You know. That mass that supposedly holds the fate of the global economy in its "
consumer confidence" indexes and other measurements of the perceived movement of wealth?
Take a trip to any large in door
shopping mall, into any major retailer, even into your neighborhood supermarket. Look around you. Look in every shopper's cart, at stuff you know they're buying that they don't need to actually improve their lives.
Listen to the squeals of fat kids begging for name-brand candy and proprietary-code video games, the sounds of obsessive sports fans drooling over hi-def televisions they'll only enjoy a handful of Sundays out of the year. Watch men and women stop by clothing racks adorned by celebrity endorsements yet still made for pennies in places like Bangladesh or, worse, in conflict areas.
Or maybe, if you're lucky, you'll catch a middle-aged woman adorned in the bling of African blood diamonds and gold, lugging a rat terrier in a purse, as she shops for the latest cosmetic product tested, probably, on animals just like her precious pet.
These shopping habits? All lifestyle choices.
You will see consumption of things, many glorious gluttonous things, that are not so much bought for need but for image, to maintain the fallacy of "Free" marketplaces that dictates freedom in terms of who can acquire the most junk.
And what you'll see is in no way sustainable. Eventually, natural limits are reached beyond the ability of one to purchase them, scarcity leads to higher prices, higher prices leads to panicky conservation and state intervention. So long as consumption of resources is tied to image or brand instead of actual human need, sustainability is but a wet dream in a capitalist society.

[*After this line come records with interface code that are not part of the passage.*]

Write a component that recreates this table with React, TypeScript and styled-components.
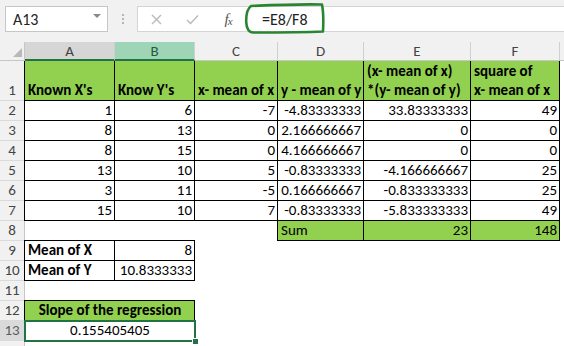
import styled, { createGlobalStyle, css } from "styled-components";

const FONT = `Carlito, Calibri, Lato, "Liberation Sans", sans-serif`;
const FILL = "#92d050";
const EXCEL = "#217346";

const GlobalStyle = createGlobalStyle`
  html, body {
    margin: 0;
    padding: 0;
    background: #fff;
  }
  body {
    font-family: ${FONT};
    overflow: hidden;
  }
`;

const Window = styled.div`
  width: 564px;
  height: 346px;
  overflow: hidden;
  background: #fff;
`;

/* ---------- formula bar ---------- */

const FormulaBar = styled.div`
  position: relative;
  height: 42px;
  box-sizing: border-box;
  padding: 6px 0 10px 5px;
  display: flex;
  background: #f1f1f1;
`;

const NameBox = styled.div`
  width: 103px;
  box-sizing: border-box;
  display: flex;
  align-items: center;
  justify-content: space-between;
  padding: 0 6px 0 7px;
  border: 1px solid #c6c6c6;
  background: #fff;
  font-size: 16px;
  color: #222;
`;

const Caret = styled.span`
  width: 0;
  height: 0;
  border-left: 4px solid transparent;
  border-right: 4px solid transparent;
  border-top: 4px solid #8a8a8a;
  margin-top: -6px;
`;

const Grip = styled.div`
  width: 29px;
  display: flex;
  flex-direction: column;
  align-items: center;
  justify-content: center;
  gap: 2px;
`;

const GripDot = styled.span`
  width: 2px;
  height: 2px;
  background: #b5b5b5;
`;

const FormulaBox = styled.div`
  flex: 1;
  display: flex;
  align-items: center;
  border: 1px solid #d4d4d4;
  border-right: none;
  background: #fff;
`;

const ToolButton = styled.div`
  width: 36px;
  height: 100%;
  display: flex;
  align-items: center;
  justify-content: center;
  color: #b9b9b9;
`;

const Fx = styled.span`
  font-family: "Liberation Serif", serif;
  font-style: italic;
  font-size: 15px;
  color: #555;
  letter-spacing: -1px;

  sub {
    font-size: 11px;
    vertical-align: -1px;
  }
`;

const FormulaText = styled.div`
  padding-left: 16px;
  font-size: 16px;
  color: #222;
`;

const Scribble = styled.svg`
  position: absolute;
  left: 243px;
  top: 2px;
  pointer-events: none;
`;

/* ---------- sheet ---------- */

const Grid = styled.div`
  display: grid;
  grid-template-columns: 25px 90px 80px 83px 86px 107px 89px 1fr;
  grid-template-rows: 19px 40px repeat(13, 20px);
  font-size: 15px;
  color: #000;
`;

const Corner = styled.div`
  position: relative;
  z-index: 2;
  box-sizing: border-box;
  background: #f1f1f1;
  border-right: 1px solid #c6c6c6;
  border-bottom: 1px solid #c6c6c6;

  &::after {
    content: "";
    position: absolute;
    right: 2px;
    bottom: 3px;
    border-left: 9px solid transparent;
    border-bottom: 9px solid #b8b8b8;
  }
`;

type Tone = "plain" | "gray" | "green";

const headBg: Record<Tone, string> = {
  plain: "#f1f1f1",
  gray: "#d6d6d6",
  green: "#9fd5b7",
};

const ColHead = styled.div<{ $tone: Tone }>`
  position: relative;
  z-index: 2;
  box-sizing: border-box;
  display: flex;
  align-items: center;
  justify-content: center;
  background: ${(p) => headBg[p.$tone]};
  border-right: 1px solid #d0d0d0;
  border-bottom: ${(p) =>
    p.$tone === "plain" ? "1px solid #c6c6c6" : `2px solid ${EXCEL}`};
  color: ${(p) => (p.$tone === "green" ? "#1f5d3c" : "#444")};
  font-size: 15px;
`;

const RowHead = styled.div<{ $active?: boolean }>`
  box-sizing: border-box;
  display: flex;
  align-items: flex-end;
  justify-content: center;
  padding-bottom: 1px;
  line-height: 18px;
  background: ${(p) => (p.$active ? "#dadada" : "#f1f1f1")};
  border-right: 1px solid #c6c6c6;
  border-bottom: 1px solid #dadada;
  color: ${(p) => (p.$active ? "#5b5b5b" : "#444")};
  font-size: 15px;
`;

type Align = "left" | "right" | "center";

const Cell = styled.div<{
  $span?: number;
  $fill?: boolean;
  $bold?: boolean;
  $align?: Align;
  $boxed?: boolean;
  $active?: boolean;
}>`
  position: relative;
  grid-column: span ${(p) => p.$span ?? 1};
  box-sizing: border-box;
  display: flex;
  flex-direction: column;
  justify-content: flex-end;
  padding: 0 3px 1px 3px;
  background: ${(p) => (p.$fill ? FILL : "#fff")};
  font-weight: ${(p) => (p.$bold ? 700 : 400)};
  text-align: ${(p) => p.$align ?? "left"};
  line-height: 19px;
  white-space: nowrap;

  ${(p) =>
    p.$boxed &&
    css`
      &::before {
        content: "";
        position: absolute;
        left: -1px;
        top: -1px;
        right: 0;
        bottom: 0;
        border: 1px solid #000;
        pointer-events: none;
        z-index: 1;
      }
    `}

  ${(p) =>
    p.$active &&
    css`
      &::after {
        content: "";
        position: absolute;
        left: -1px;
        top: -1px;
        right: -1px;
        bottom: -1px;
        border: 2px solid ${EXCEL};
        pointer-events: none;
        z-index: 3;
      }
    `}
`;

const FillHandle = styled.span`
  position: absolute;
  right: -3px;
  bottom: -3px;
  width: 5px;
  height: 5px;
  background: ${EXCEL};
  outline: 1px solid #fff;
  z-index: 4;
`;

type Spec = {
  t?: string | string[];
  span?: number;
  fill?: boolean;
  bold?: boolean;
  align?: Align;
  boxed?: boolean;
  active?: boolean;
};

const num = (t: string): Spec => ({ t, align: "right", boxed: true });
const title = (t: string | string[]): Spec => ({ t, fill: true, bold: true, boxed: true });
const blank = (n: number): Spec[] => Array.from({ length: n }, () => ({}));

const columns: { name: string; tone: Tone }[] = [
  { name: "A", tone: "gray" },
  { name: "B", tone: "green" },
  { name: "C", tone: "plain" },
  { name: "D", tone: "plain" },
  { name: "E", tone: "plain" },
  { name: "F", tone: "plain" },
  { name: "", tone: "plain" },
];

const rows: Spec[][] = [
  [
    title("Known X's"),
    title("Know Y's"),
    title("x- mean of x"),
    title("y - mean of y"),
    title(["(x- mean of x)", "*(y- mean of y)"]),
    title(["square of", "x- mean of x"]),
  ],
  ["1", "6", "-7", "-4.83333333", "33.83333333", "49"].map(num),
  ["8", "13", "0", "2.166666667", "0", "0"].map(num),
  ["8", "15", "0", "4.166666667", "0", "0"].map(num),
  ["13", "10", "5", "-0.83333333", "-4.166666667", "25"].map(num),
  ["3", "11", "-5", "0.166666667", "-0.833333333", "25"].map(num),
  ["15", "10", "7", "-0.83333333", "-5.833333333", "49"].map(num),
  [
    ...blank(3),
    { t: "Sum", fill: true, boxed: true },
    { t: "23", fill: true, boxed: true, align: "right" },
    { t: "148", fill: true, boxed: true, align: "right" },
  ],
  [{ t: "Mean of X", bold: true, boxed: true }, num("8"), ...blank(4)],
  [{ t: "Mean of Y", bold: true, boxed: true }, num("10.8333333"), ...blank(4)],
  blank(6),
  [
    { t: "Slope of the regression", span: 2, fill: true, bold: true, boxed: true, align: "center" },
    ...blank(4),
  ],
  [{ t: "0.155405405", span: 2, boxed: true, align: "center", active: true }, ...blank(4)],
];

const ACTIVE_ROW = 13;

function Scrawl() {
  return (
    <Scribble width="86" height="34" viewBox="0 0 86 34">
      <path
        d="M8 4 C30 3 60 2 79 2.5 C80.5 10 80.5 20 80 29.5 C58 30.5 30 30.5 11 30.5 C6 31 3.5 27 3.2 20 C3 13 4 7 8 4"
        fill="none"
        stroke="#2a8530"
        strokeWidth="2.6"
        strokeLinecap="round"
        strokeLinejoin="round"
      />
    </Scribble>
  );
}

export default function App() {
  return (
    <Window>
      <GlobalStyle />
      <FormulaBar>
        <NameBox>
          A13
          <Caret />
        </NameBox>
        <Grip>
          <GripDot />
          <GripDot />
          <GripDot />
        </Grip>
        <FormulaBox>
          <ToolButton>
            <svg width="11" height="11" viewBox="0 0 11 11">
              <path d="M1 1 L10 10 M10 1 L1 10" stroke="currentColor" strokeWidth="1.4" />
            </svg>
          </ToolButton>
          <ToolButton>
            <svg width="13" height="11" viewBox="0 0 13 11">
              <path d="M1 6 L4.5 9.5 L12 1.5" fill="none" stroke="currentColor" strokeWidth="1.4" />
            </svg>
          </ToolButton>
          <ToolButton>
            <Fx>
              f<sub>x</sub>
            </Fx>
          </ToolButton>
          <FormulaText>=E8/F8</FormulaText>
        </FormulaBox>
        <Scrawl />
      </FormulaBar>

      <Grid>
        <Corner />
        {columns.map((c, i) => (
          <ColHead key={i} $tone={c.tone}>
            {c.name}
          </ColHead>
        ))}

        {rows.map((cells, r) => {
          const n = r + 1;
          return [
            <RowHead key={`h${n}`} $active={n === ACTIVE_ROW}>
              {n}
            </RowHead>,
            ...cells.map((c, i) => (
              <Cell
                key={`c${n}-${i}`}
                $span={c.span}
                $fill={c.fill}
                $bold={c.bold}
                $align={c.align}
                $boxed={c.boxed}
                $active={c.active}
              >
                {(Array.isArray(c.t) ? c.t : c.t ? [c.t] : []).map((line, k) => (
                  <div key={k}>{line}</div>
                ))}
                {c.active && <FillHandle />}
              </Cell>
            )),
            <Cell key={`g${n}`} />,
          ];
        })}

        {/* next row, only its top edge shows */}
        <RowHead />
      </Grid>
    </Window>
  );
}
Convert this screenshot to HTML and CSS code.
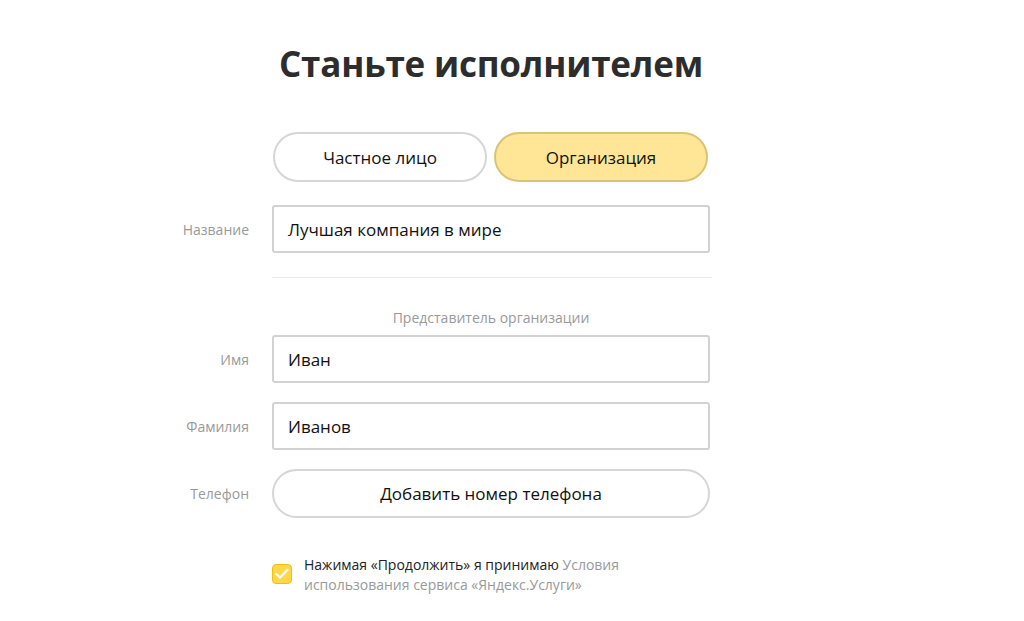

Yes, I'm really just a cheap fucking bastard.
And the scary thing?
No matter how bad the economy gets, how much the numbers are doctored and the shady accounting sold to reflect recovery in terms of bullshit measurements like "consumer confidence," my lifestyle will rarely be affected.
Me and, well, the Amish.
Some things in life are bigger than one's lifestyle. Sometimes, there's a conscience behind such choices.